Despite her success as an artist , Elaine is still taunted by memories of what Cordelia, Carol and Grace did to her. The irony is these girls behaved the way they behaved not because they were her enemies. To her understanding, they were her best friends and they wanted to help her improve. Amongst the girls, Cordelia’s mother was the only one of their mothers who had  a cleaning lady. Cordelia told her that she was not normal and she was not like other girls so she needed help and Grace and Carol would help her too. She did not want to lose these girls as friends. It was in the late 40s

Then they were in different school after completing six grades.

Carol Campbell moves away and I hardly notice. I skip Grade Seven and go straight to Grade Eight, missing the Kings of England in chronological order, missing the circulatory system, leaving my boyfriend behind. I get my hair cut. I want to do this. I ‘m tired of having long wavy hair that has to be held back by barrettes or hairbands. I’m tired of being a child. I watch with satisfaction as my hair falls away from me like fog and my head emerges, sharper- featured, more clearly defined. I’m ready for high school, I want to go there right away.’ 

As fate would have it, Cordelia was going to be attending the same school as her.
The day before the first day of high school the telephone rings. It’s Cordelia’s Mummie; she wants to speak to my mother. I assume it’s boring grownups’ business and go back to reading the newspaper on the living room floor. But after she puts the phone down,  my mother comes into the room.
“ Elaine,” she says. This is unusual, as she doesn’t often use my name. She sounds solemn.’

Cordelia’s mother rang to ask if Cordelia and her could walk to school together. Elaine’s mother was a little anxious about the proposal but she did not mind as she had forgotten about  all of the bad things that happened in primary school. She had other friends.

“ Why wouldn’t I ?” I say. I’m already sliding into flippancy, which goes with high school, but also I can’t see what she’s getting at. I’m being asked to do Cordelia, or Cordelia’s mother, some kind of a minor favour. My mother’s usual like is that you should do these favours when asked, so why is she hedging on this one?

But Cordelia has a certain power over her and it has continued to  haunt her for forty years. She thinks of encountering Cordelia without warning and she thinks of all the scenerios that she might find Cordelia in. Somehow  she is still haunted by memories of their  past friendship.

 ‘ What do you have to say for yourself? Cordelia used to ask. Nothing, I would say. It was a word I came to connect with myself, as if I was nothing , as if there was nothing there at all.’

If I were to meet Cordelia again, what would I tell her about myself? The truth, or whatever would make me look good?
Probably the latter, I still have that need.
I haven’t seen her for a long time. I wasn’t expecting to see her. But now that I’m back here I can hardly walk down a street without a glimpse of her, turning a corner, entering a door. It goes without saying that these fragments of her ----a shoulder, beige, camel’s hair, the side of a face, the back of a leg-belong to women who, seen whole , are not Cordelia.
I have no idea what she would look like now.
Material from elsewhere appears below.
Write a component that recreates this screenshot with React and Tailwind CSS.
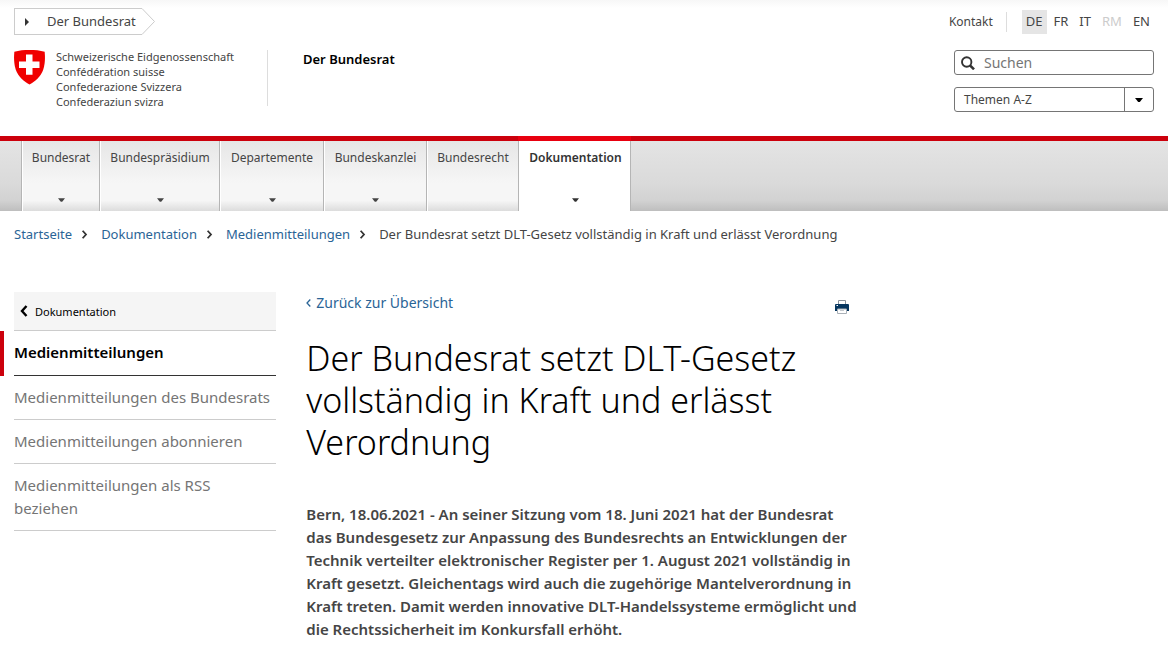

Is she fat, have her breasts sagged, does she have little grey hairs at the corners of her mouth? Unlikely: she would pull them out. Does she wear glasses with fashionable frames, has she had her lids lifted, does she streak or tint ? All of these things are possible : we ‘ve both reached that borderline age,that buffer zone in which it can still be believed such tricks will work if you avoid bright sunlight.
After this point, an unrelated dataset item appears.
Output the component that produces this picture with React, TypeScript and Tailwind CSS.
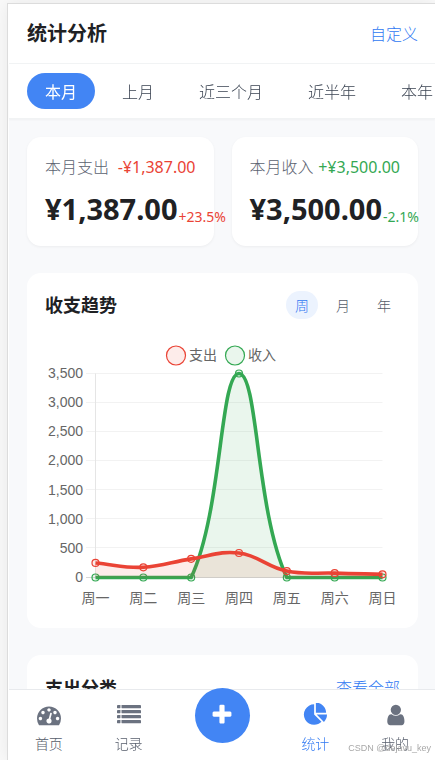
import type { ReactNode } from "react";

const PERIODS = ["本月", "上月", "近三个月", "近半年", "本年"];
const RANGES = ["周", "月", "年"];
const DAYS = ["周一", "周二", "周三", "周四", "周五", "周六", "周日"];
const EXPENSE = [250, 175, 320, 420, 110, 75, 55];
const INCOME = [0, 0, 0, 3500, 0, 0, 0];
const TICKS = [3500, 3000, 2500, 2000, 1500, 1000, 500, 0];

const RED = "#ea4335";
const GREEN = "#34a853";

type Point = { x: number; y: number };

const AREA = { left: 50.5, right: 337.5, top: 33.5, bottom: 237.5 };
const toY = (v: number) => AREA.bottom - (v / 3500) * (AREA.bottom - AREA.top);
const toX = (i: number) => AREA.left + (i * (AREA.right - AREA.left)) / 6;
const clampY = (y: number) => Math.min(AREA.bottom, Math.max(AREA.top, y));

// Smooth curve whose control points stay inside the plot area.
function curve(points: Point[], tension = 0.4): string {
  const controls = points.map((p, i) => {
    const prev = points[i - 1] ?? p;
    const next = points[i + 1] ?? p;
    const d1 = Math.hypot(p.x - prev.x, p.y - prev.y);
    const d2 = Math.hypot(next.x - p.x, next.y - p.y);
    const a = (tension * d1) / (d1 + d2);
    const b = (tension * d2) / (d1 + d2);
    return {
      before: { x: p.x - a * (next.x - prev.x), y: clampY(p.y - a * (next.y - prev.y)) },
      after: { x: p.x + b * (next.x - prev.x), y: clampY(p.y + b * (next.y - prev.y)) },
    };
  });
  return points
    .map((p, i) => {
      if (i === 0) return `M${p.x} ${p.y}`;
      const c1 = controls[i - 1].after;
      const c2 = controls[i].before;
      return `C${c1.x} ${c1.y} ${c2.x} ${c2.y} ${p.x} ${p.y}`;
    })
    .join(" ");
}

function Series({ values, color }: { values: number[]; color: string }) {
  const points = values.map((v, i) => ({ x: toX(i), y: toY(v) }));
  const line = curve(points);
  return (
    <g>
      <path d={`${line} L${AREA.right} ${AREA.bottom} L${AREA.left} ${AREA.bottom} Z`} fill={color} fillOpacity={0.1} />
      <path d={line} fill="none" stroke={color} strokeWidth={3.6} />
      {points.map((p) => (
        <circle key={p.x} cx={p.x} cy={p.y} r={3.5} fill={color} fillOpacity={0.1} stroke={color} strokeWidth={1.2} />
      ))}
    </g>
  );
}

function TrendChart() {
  return (
    <svg
      viewBox="0 0 355 270"
      role="img"
      aria-label="收支趋势"
      className="block h-auto w-full font-['Liberation_Sans','Noto_Sans_CJK_SC',sans-serif] text-[14px]"
    >
      <circle cx={131} cy={15.5} r={9.5} fill={RED} fillOpacity={0.1} stroke={RED} strokeWidth={1.2} />
      <text x={144} y={20} fill="#666">支出</text>
      <circle cx={190} cy={15.5} r={9.5} fill={GREEN} fillOpacity={0.1} stroke={GREEN} strokeWidth={1.2} />
      <text x={203} y={20} fill="#666">收入</text>
      {TICKS.map((t) => (
        <g key={t}>
          <line
            x1={41}
            x2={AREA.right}
            y1={Math.round(toY(t)) - 0.5}
            y2={Math.round(toY(t)) - 0.5}
            stroke={t === 0 ? "#d8d8d8" : "#f2f2f2"}
          />
          <text x={38} y={toY(t) + 4.5} textAnchor="end" fill="#666">
            {t.toLocaleString("en-US")}
          </text>
        </g>
      ))}
      <line x1={AREA.left} x2={AREA.left} y1={AREA.top} y2={AREA.bottom} stroke="#e5e5e5" />
      <Series values={INCOME} color={GREEN} />
      <Series values={EXPENSE} color={RED} />
      {DAYS.map((d, i) => (
        <text key={d} x={toX(i)} y={263} textAnchor="middle" fill="#666">
          {d}
        </text>
      ))}
    </svg>
  );
}

function Glyph({ viewBox = "0 0 1792 1792", children }: { viewBox?: string; children: ReactNode }) {
  return (
    <svg viewBox={viewBox} className="size-6 fill-current" aria-hidden="true">
      {children}
    </svg>
  );
}

const Dashboard = () => (
  <Glyph>
    <path d="M384 1152q0-53-37.5-90.5t-90.5-37.5-90.5 37.5-37.5 90.5 37.5 90.5 90.5 37.5 90.5-37.5 37.5-90.5zm192-448q0-53-37.5-90.5t-90.5-37.5-90.5 37.5-37.5 90.5 37.5 90.5 90.5 37.5 90.5-37.5 37.5-90.5zm428 481l101-382q6-26-7.5-48.5t-38.5-29.5-48 6.5-30 39.5l-101 382q-60 5-107 43.5t-63 98.5q-20 77 20 146t117 89 146-20 89-117q16-60-6-117t-72-91zm660-33q0-53-37.5-90.5t-90.5-37.5-90.5 37.5-37.5 90.5 37.5 90.5 90.5 37.5 90.5-37.5 37.5-90.5zm-640-640q0-53-37.5-90.5t-90.5-37.5-90.5 37.5-37.5 90.5 37.5 90.5 90.5 37.5 90.5-37.5 37.5-90.5zm448 192q0-53-37.5-90.5t-90.5-37.5-90.5 37.5-37.5 90.5 37.5 90.5 90.5 37.5 90.5-37.5 37.5-90.5zm320 448q0 261-141 483-19 29-54 29h-1402q-35 0-54-29-141-221-141-483 0-182 71-348t191-286 286-191 348-71 348 71 286 191 191 286 71 348z" />
  </Glyph>
);

const List = () => (
  <Glyph>
    {[150, 523, 896, 1269].map((y) => (
      <g key={y}>
        <rect x="0" y={y} width="256" height="240" rx="32" />
        <rect x="336" y={y} width="1456" height="240" rx="32" />
      </g>
    ))}
  </Glyph>
);

const Plus = () => (
  <Glyph>
    <path d="M1600 736v192q0 40-28 68t-68 28h-416v416q0 40-28 68t-68 28h-192q-40 0-68-28t-28-68v-416h-416q-40 0-68-28t-28-68v-192q0-40 28-68t68-28h416v-416q0-40 28-68t68-28h192q40 0 68 28t28 68v416h416q40 0 68 28t28 68z" />
  </Glyph>
);

const Pie = () => (
  <Glyph viewBox="-64 32 1792 1792">
    <path d="M768 890l546 546q-106 108-247.5 168t-298.5 60q-209 0-385.5-103t-279.5-279.5-103-385.5 103-385.5 279.5-279.5 385.5-103v762zm187 6h773q0 157-60 298.5t-168 247.5zm709-128h-768v-768q209 0 385.5 103t279.5 279.5 103 385.5z" />
  </Glyph>
);

const User = () => (
  <Glyph viewBox="-64 0 1792 1792">
    <path d="M1536 1399q0 109-62.5 187t-150.5 78h-854q-88 0-150.5-78t-62.5-187q0-85 8.5-160.5t31.5-152 58.5-131 94-89 134.5-34.5q131 128 313 128t313-128q76 0 134.5 34.5t94 89 58.5 131 31.5 152 8.5 160.5zm-256-887q0 159-112.5 271.5t-271.5 112.5-271.5-112.5-112.5-271.5 112.5-271.5 271.5-112.5 271.5 112.5 112.5 271.5z" />
  </Glyph>
);

function StatCard(props: { label: string; delta: string; total: string; rate: string; tone: string }) {
  return (
    <section className="min-w-0 rounded-[14px] bg-white p-[18px] shadow-[0_1px_3px_rgba(0,0,0,0.05)]">
      <div className="flex justify-between text-base leading-6 whitespace-nowrap">
        <span className="font-light text-[#5b6270]">{props.label}</span>
        <span className={props.tone}>{props.delta}</span>
      </div>
      <div className="mt-[11px] flex items-end whitespace-nowrap">
        <span className="text-[29px] leading-[38px] font-bold text-[#202124]">{props.total}</span>
        <span className={`ml-px text-[14px] leading-[22px] ${props.tone}`}>{props.rate}</span>
      </div>
    </section>
  );
}

function NavItem({ label, active, children }: { label: string; active?: boolean; children: ReactNode }) {
  return (
    <a
      href="#"
      aria-current={active ? "page" : undefined}
      className={`flex flex-1 flex-col items-center gap-[7px] pt-[13px] text-[14px] leading-5 font-light ${active ? "text-[#4285f4]" : "text-[#6b7280]"}`}
    >
      {children}
      <span className={active ? "text-[#2f78f2]" : "text-[#565d6b]"}>{label}</span>
    </a>
  );
}

export default function App() {
  return (
    <div className="h-screen overflow-hidden bg-[#fafafa] pt-[3px] pl-[7px] font-['Noto_Sans','Noto_Sans_CJK_SC',sans-serif] text-[#202124]">
      <div className="relative flex h-full flex-col border-t border-l border-[#dcdcdc] bg-white pl-px shadow-[0_0_18px_rgba(0,0,0,0.08)]">
        <header className="flex h-[60px] shrink-0 items-center justify-between border-b border-[#f1f3f4] pr-[17px] pl-[18px]">
          <h1 className="pt-px text-xl font-bold">统计分析</h1>
          <button type="button" className="text-base font-light text-[#2f78f2]">自定义</button>
        </header>
        <div className="z-10 flex shrink-0 gap-[9px] overflow-hidden border-b border-[#f1f3f4] bg-white px-[18px] py-[9px] shadow-[0_1px_2px_rgba(0,0,0,0.04)]">
          {PERIODS.map((p, i) => (
            <button
              key={p}
              type="button"
              className={`h-9 shrink-0 rounded-full px-[18px] pt-[2px] text-base whitespace-nowrap ${i === 0 ? "bg-[#4285f4] font-normal text-white" : "font-light text-[#3b4452]"}`}
            >
              {p}
            </button>
          ))}
        </div>

        <main className="flex min-h-0 flex-1 flex-col gap-[27px] overflow-y-auto bg-[#f8f9fb] py-[18px] pr-[17px] pl-[18px] [scrollbar-width:none]">
          <div className="grid shrink-0 grid-cols-2 gap-[18px]">
            <StatCard label="本月支出" delta="-¥1,387.00" total="¥1,387.00" rate="+23.5%" tone="text-[#ea4335]" />
            <StatCard label="本月收入" delta="+¥3,500.00" total="¥3,500.00" rate="-2.1%" tone="text-[#34a853]" />
          </div>

          <section className="shrink-0 rounded-[14px] bg-white p-[18px]">
            <div className="mb-[21px] flex items-center justify-between">
              <h2 className="text-lg leading-7 font-bold">收支趋势</h2>
              <div className="flex gap-[9px]">
                {RANGES.map((r, i) => (
                  <button
                    key={r}
                    type="button"
                    className={`h-7 rounded-full px-[9px] text-[14px] font-light ${i === 0 ? "bg-[#ecf3fe] text-[#2f78f2]" : "text-[#565d6b]"}`}
                  >
                    {r}
                  </button>
                ))}
              </div>
            </div>
            <TrendChart />
          </section>

          <section className="shrink-0 rounded-[14px] bg-white p-[18px]">
            <div className="flex items-center justify-between pt-px">
              <h2 className="text-lg leading-7 font-bold">支出分类</h2>
              <a href="#" className="text-base font-light text-[#2f78f2]">查看全部</a>
            </div>
          </section>
        </main>

        <nav className="z-10 flex h-[71px] shrink-0 border-t border-[#e8eaed] bg-white">
          <NavItem label="首页"><Dashboard /></NavItem>
          <NavItem label="记录"><List /></NavItem>
          <div className="-mt-[2px] flex w-[107px] justify-center">
            <button
              type="button"
              aria-label="记一笔"
              className="flex size-[55px] items-center justify-center rounded-full bg-[#4285f4] pb-[2px] text-white"
            >
              <Plus />
            </button>
          </div>
          <NavItem label="统计" active><Pie /></NavItem>
          <NavItem label="我的"><User /></NavItem>
        </nav>
        <p className="pointer-events-none absolute right-1 bottom-1 z-20 font-['Liberation_Sans',sans-serif] text-[9px] leading-4 text-[#a8a8a8]">
          CSDN @dejavu_key
        </p>
      </div>
    </div>
  );
}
Early this week, when I started writing this post, I had thought of a friend from my student days abroad. We were flatmates for one year before entering the university. It was uncanny that a couple of nights ago, it was almost midnight, she sent me a photo of me and her taken when we were twenty years old.  She is in a time zone that is hours ahead of mine. It was past her midnight. She said she was unable to sleep and began looking through old photos. Over the years, she had from time to time sent me greetings but I did not hear from this particular friend for a long time. What a coincidence. Due to our courses, we did not attend the same university.  She had tried to dissuade me from doing law as she was told that the passing rate was low. Seemingly my female friends had a tendency to offer unsolicited advice and they might have had good intentions. Perhaps I was dreamy and did appear to operate on a different plane at times. Incidentally, a few years ago, there was this one time X and I were visiting London around the same time, I managed to catch a coffee with her and her husband at Monmouth Café located in Covent Garden. As we ushered into the year of 2020, new year greetings were being exchanged in the group Whatsapp formed by former schoolmates, X had shared a spectacular video of the fireworks at Taipei 101, the landmark in Taipei. I had just caught the fireworks from an apartment facing the Taipei financial centre 101 at the time. My family happened to be invited to a dinner at the apartment where one of our relations presently resides. It was another coincidence that  X and I happened to be travelling to the same destinations around the same period.  It was my family's first trip to Taiwan and after being on the move for almost two weeks, I looked forward to winding down the end of our trip with a book and drinking coffee, my favourite pastime.  

Now that we are growing old and many of my school friends have retired, they get together regularly and on the odd occasion when I  did join them, it was quite a jovial outing. I usually turn down the invitations to join the activities because I find that the dynamics can be overwhelming. While I appreciate the occasional hellos from friends who want to stay in touch, I am not exactly the sentimental kind.